** start of Data section **

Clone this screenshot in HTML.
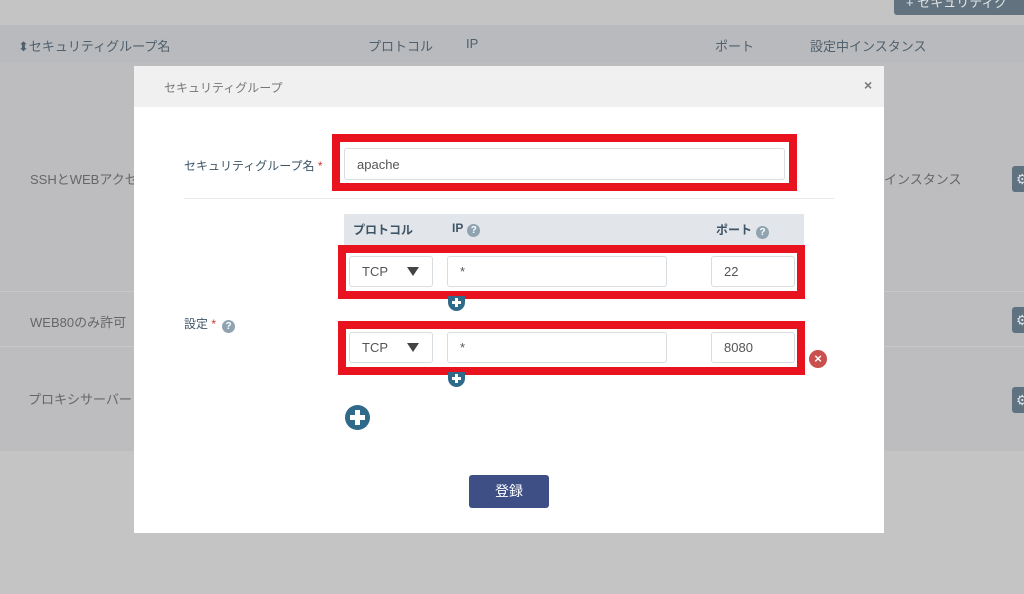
<!DOCTYPE html>
<html><head><meta charset="utf-8"><style>
*{box-sizing:border-box;margin:0;padding:0}
body{width:1024px;height:594px;overflow:hidden;background:#c4c4c4;font-family:"Liberation Sans","Noto Sans CJK JP",sans-serif;position:relative;font-size:13px}
.a{position:absolute}
.t{color:#5a646c}
.inp{position:absolute;background:#fff;border:1px solid #d8dde2;border-radius:3px;color:#555;font-size:13px;padding-left:12px;display:flex;align-items:center}
.red{position:absolute;border:8px solid #e8131f}
.gear{position:absolute;left:1012px;width:24px;height:26px;background:#5f7280;border-radius:3px;color:#dfe5e8;font-size:14px;line-height:26px;padding-left:4px}
.plus{position:absolute;border-radius:50%;background:#2f6a8a}
.q{display:inline-block;width:13px;height:13px;border-radius:50%;background:#8fa4b0;color:#fff;font-size:10px;font-weight:bold;text-align:center;line-height:13px;vertical-align:-1px;margin-left:4px}
.ar{position:absolute;width:0;height:0;border-left:6px solid transparent;border-right:6px solid transparent;border-top:9px solid #444}
</style></head><body>
<div class="a" style="left:894px;top:0;width:130px;height:15px;background:#62737f;border-radius:0 0 0 3px;overflow:hidden;color:#dfe5e8;font-size:13px;line-height:6px;padding-left:12px;white-space:nowrap">+ セキュリティグ</div>
<div class="a" style="left:0;top:25px;width:1024px;height:38px;background:#b9babd"></div>
<div class="a t" style="left:18px;top:36px;font-size:13px;color:#50606c">⬍セキュリティグループ名</div>
<div class="a t" style="left:368px;top:36px;color:#50606c">プロトコル</div>
<div class="a t" style="left:466px;top:36px;color:#50606c">IP</div>
<div class="a t" style="left:715px;top:36px;color:#50606c">ポート</div>
<div class="a t" style="left:810px;top:36px;color:#50606c">設定中インスタンス</div>
<div class="a" style="left:0;top:63px;width:1024px;height:388px;background:#bdbdbf"></div>
<div class="a" style="left:0;top:291px;width:1024px;height:1px;background:#c8c8ca"></div>
<div class="a" style="left:0;top:346px;width:1024px;height:1px;background:#c8c8ca"></div>
<div class="a t" style="left:30px;top:169px;color:#666">SSHとWEBアクセ</div>
<div class="a t" style="left:30px;top:312px;color:#666">WEB80のみ許可</div>
<div class="a t" style="left:28px;top:389px;color:#666">プロキシサーバー</div>
<div class="a t" style="left:884px;top:169px;color:#666">インスタンス</div>
<div class="gear" style="top:166px">⚙</div>
<div class="gear" style="top:307px">⚙</div>
<div class="gear" style="top:387px">⚙</div>

<div class="a" style="left:134px;top:66px;width:750px;height:467px;background:#fff"></div>
<div class="a" style="left:134px;top:66px;width:750px;height:41px;background:#f0f0f0"></div>
<div class="a" style="left:164px;top:79px;color:#777;font-size:12px">セキュリティグループ</div>
<div class="a" style="left:864px;top:77px;color:#777;font-weight:bold;font-size:14px">×</div>

<div class="a" style="left:184px;top:157px;color:#3e5566;font-size:12px">セキュリティグループ名 <span style="color:#c33">*</span></div>
<div class="inp" style="left:344px;top:148px;width:441px;height:32px">apache</div>
<div class="red" style="left:332px;top:134px;width:465px;height:57px"></div>
<div class="a" style="left:184px;top:198px;width:650px;height:1px;background:#e8e8e8"></div>

<div class="a" style="left:344px;top:214px;width:460px;height:31px;background:#e2e6ea"></div>
<div class="a" style="left:353px;top:221px;color:#3e5566;font-weight:bold;font-size:12px">プロトコル</div>
<div class="a" style="left:452px;top:221px;color:#3e5566;font-weight:bold;font-size:12px">IP<span class="q">?</span></div>
<div class="a" style="left:716px;top:221px;color:#3e5566;font-weight:bold;font-size:12px">ポート<span class="q">?</span></div>

<div class="inp" style="left:349px;top:256px;width:84px;height:31px">TCP</div><div class="ar" style="left:407px;top:267px"></div>
<div class="inp" style="left:447px;top:256px;width:220px;height:31px">*</div>
<div class="inp" style="left:711px;top:256px;width:84px;height:31px">22</div>
<div class="red" style="left:338px;top:245px;width:467px;height:54px"></div>
<div class="plus" style="left:448px;top:296px;width:17px;height:15px;border-radius:0 0 9px 9px"></div>

<div class="a" style="left:184px;top:315px;color:#3e5566;font-size:12px">設定 <span style="color:#c33">*</span><span class="q" style="margin-left:6px">?</span></div>

<div class="inp" style="left:349px;top:332px;width:84px;height:31px">TCP</div><div class="ar" style="left:407px;top:343px"></div>
<div class="inp" style="left:447px;top:332px;width:220px;height:31px">*</div>
<div class="inp" style="left:711px;top:332px;width:84px;height:31px">8080</div>
<div class="red" style="left:338px;top:321px;width:467px;height:54px"></div>
<div class="plus" style="left:448px;top:372px;width:17px;height:15px;border-radius:0 0 9px 9px"></div>
<div class="a" style="left:809px;top:350px;width:18px;height:18px;border-radius:50%;background:#c9504c;color:#fff;font-size:13px;font-weight:bold;text-align:center;line-height:18px">×</div>

<div class="plus" style="left:345px;top:405px;width:25px;height:25px"></div>
<div class="a" style="left:350px;top:415px;width:15px;height:5px;background:#fff"></div>
<div class="a" style="left:355px;top:410px;width:5px;height:15px;background:#fff"></div>
<div class="a" style="left:452px;top:301px;width:9px;height:3px;background:#fff"></div>
<div class="a" style="left:455px;top:298px;width:3px;height:9px;background:#fff"></div>
<div class="a" style="left:452px;top:377px;width:9px;height:3px;background:#fff"></div>
<div class="a" style="left:455px;top:374px;width:3px;height:9px;background:#fff"></div>

<div class="a" style="left:469px;top:475px;width:80px;height:33px;background:#3d4f84;border-radius:3px;color:#fff;font-size:14px;text-align:center;line-height:33px">登録</div>
</body></html>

** end of Data section **

Exercise aim: Reproduce the material word for word. Any pictures should be left out of the copy.

Exercise answer:
Clone this screenshot in HTML.
<!DOCTYPE html>
<html><head><meta charset="utf-8"><style>
*{box-sizing:border-box;margin:0;padding:0}
body{width:1024px;height:594px;overflow:hidden;background:#c4c4c4;font-family:"Liberation Sans","Noto Sans CJK JP",sans-serif;position:relative;font-size:13px}
.a{position:absolute}
.t{color:#5a646c}
.inp{position:absolute;background:#fff;border:1px solid #d8dde2;border-radius:3px;color:#555;font-size:13px;padding-left:12px;display:flex;align-items:center}
.red{position:absolute;border:8px solid #e8131f}
.gear{position:absolute;left:1012px;width:24px;height:26px;background:#5f7280;border-radius:3px;color:#dfe5e8;font-size:14px;line-height:26px;padding-left:4px}
.plus{position:absolute;border-radius:50%;background:#2f6a8a}
.q{display:inline-block;width:13px;height:13px;border-radius:50%;background:#8fa4b0;color:#fff;font-size:10px;font-weight:bold;text-align:center;line-height:13px;vertical-align:-1px;margin-left:4px}
.ar{position:absolute;width:0;height:0;border-left:6px solid transparent;border-right:6px solid transparent;border-top:9px solid #444}
</style></head><body>
<div class="a" style="left:894px;top:0;width:130px;height:15px;background:#62737f;border-radius:0 0 0 3px;overflow:hidden;color:#dfe5e8;font-size:13px;line-height:6px;padding-left:12px;white-space:nowrap">+ セキュリティグ</div>
<div class="a" style="left:0;top:25px;width:1024px;height:38px;background:#b9babd"></div>
<div class="a t" style="left:18px;top:36px;font-size:13px;color:#50606c">⬍セキュリティグループ名</div>
<div class="a t" style="left:368px;top:36px;color:#50606c">プロトコル</div>
<div class="a t" style="left:466px;top:36px;color:#50606c">IP</div>
<div class="a t" style="left:715px;top:36px;color:#50606c">ポート</div>
<div class="a t" style="left:810px;top:36px;color:#50606c">設定中インスタンス</div>
<div class="a" style="left:0;top:63px;width:1024px;height:388px;background:#bdbdbf"></div>
<div class="a" style="left:0;top:291px;width:1024px;height:1px;background:#c8c8ca"></div>
<div class="a" style="left:0;top:346px;width:1024px;height:1px;background:#c8c8ca"></div>
<div class="a t" style="left:30px;top:169px;color:#666">SSHとWEBアクセ</div>
<div class="a t" style="left:30px;top:312px;color:#666">WEB80のみ許可</div>
<div class="a t" style="left:28px;top:389px;color:#666">プロキシサーバー</div>
<div class="a t" style="left:884px;top:169px;color:#666">インスタンス</div>
<div class="gear" style="top:166px">⚙</div>
<div class="gear" style="top:307px">⚙</div>
<div class="gear" style="top:387px">⚙</div>

<div class="a" style="left:134px;top:66px;width:750px;height:467px;background:#fff"></div>
<div class="a" style="left:134px;top:66px;width:750px;height:41px;background:#f0f0f0"></div>
<div class="a" style="left:164px;top:79px;color:#777;font-size:12px">セキュリティグループ</div>
<div class="a" style="left:864px;top:77px;color:#777;font-weight:bold;font-size:14px">×</div>

<div class="a" style="left:184px;top:157px;color:#3e5566;font-size:12px">セキュリティグループ名 <span style="color:#c33">*</span></div>
<div class="inp" style="left:344px;top:148px;width:441px;height:32px">apache</div>
<div class="red" style="left:332px;top:134px;width:465px;height:57px"></div>
<div class="a" style="left:184px;top:198px;width:650px;height:1px;background:#e8e8e8"></div>

<div class="a" style="left:344px;top:214px;width:460px;height:31px;background:#e2e6ea"></div>
<div class="a" style="left:353px;top:221px;color:#3e5566;font-weight:bold;font-size:12px">プロトコル</div>
<div class="a" style="left:452px;top:221px;color:#3e5566;font-weight:bold;font-size:12px">IP<span class="q">?</span></div>
<div class="a" style="left:716px;top:221px;color:#3e5566;font-weight:bold;font-size:12px">ポート<span class="q">?</span></div>

<div class="inp" style="left:349px;top:256px;width:84px;height:31px">TCP</div><div class="ar" style="left:407px;top:267px"></div>
<div class="inp" style="left:447px;top:256px;width:220px;height:31px">*</div>
<div class="inp" style="left:711px;top:256px;width:84px;height:31px">22</div>
<div class="red" style="left:338px;top:245px;width:467px;height:54px"></div>
<div class="plus" style="left:448px;top:296px;width:17px;height:15px;border-radius:0 0 9px 9px"></div>

<div class="a" style="left:184px;top:315px;color:#3e5566;font-size:12px">設定 <span style="color:#c33">*</span><span class="q" style="margin-left:6px">?</span></div>

<div class="inp" style="left:349px;top:332px;width:84px;height:31px">TCP</div><div class="ar" style="left:407px;top:343px"></div>
<div class="inp" style="left:447px;top:332px;width:220px;height:31px">*</div>
<div class="inp" style="left:711px;top:332px;width:84px;height:31px">8080</div>
<div class="red" style="left:338px;top:321px;width:467px;height:54px"></div>
<div class="plus" style="left:448px;top:372px;width:17px;height:15px;border-radius:0 0 9px 9px"></div>
<div class="a" style="left:809px;top:350px;width:18px;height:18px;border-radius:50%;background:#c9504c;color:#fff;font-size:13px;font-weight:bold;text-align:center;line-height:18px">×</div>

<div class="plus" style="left:345px;top:405px;width:25px;height:25px"></div>
<div class="a" style="left:350px;top:415px;width:15px;height:5px;background:#fff"></div>
<div class="a" style="left:355px;top:410px;width:5px;height:15px;background:#fff"></div>
<div class="a" style="left:452px;top:301px;width:9px;height:3px;background:#fff"></div>
<div class="a" style="left:455px;top:298px;width:3px;height:9px;background:#fff"></div>
<div class="a" style="left:452px;top:377px;width:9px;height:3px;background:#fff"></div>
<div class="a" style="left:455px;top:374px;width:3px;height:9px;background:#fff"></div>

<div class="a" style="left:469px;top:475px;width:80px;height:33px;background:#3d4f84;border-radius:3px;color:#fff;font-size:14px;text-align:center;line-height:33px">登録</div>
</body></html>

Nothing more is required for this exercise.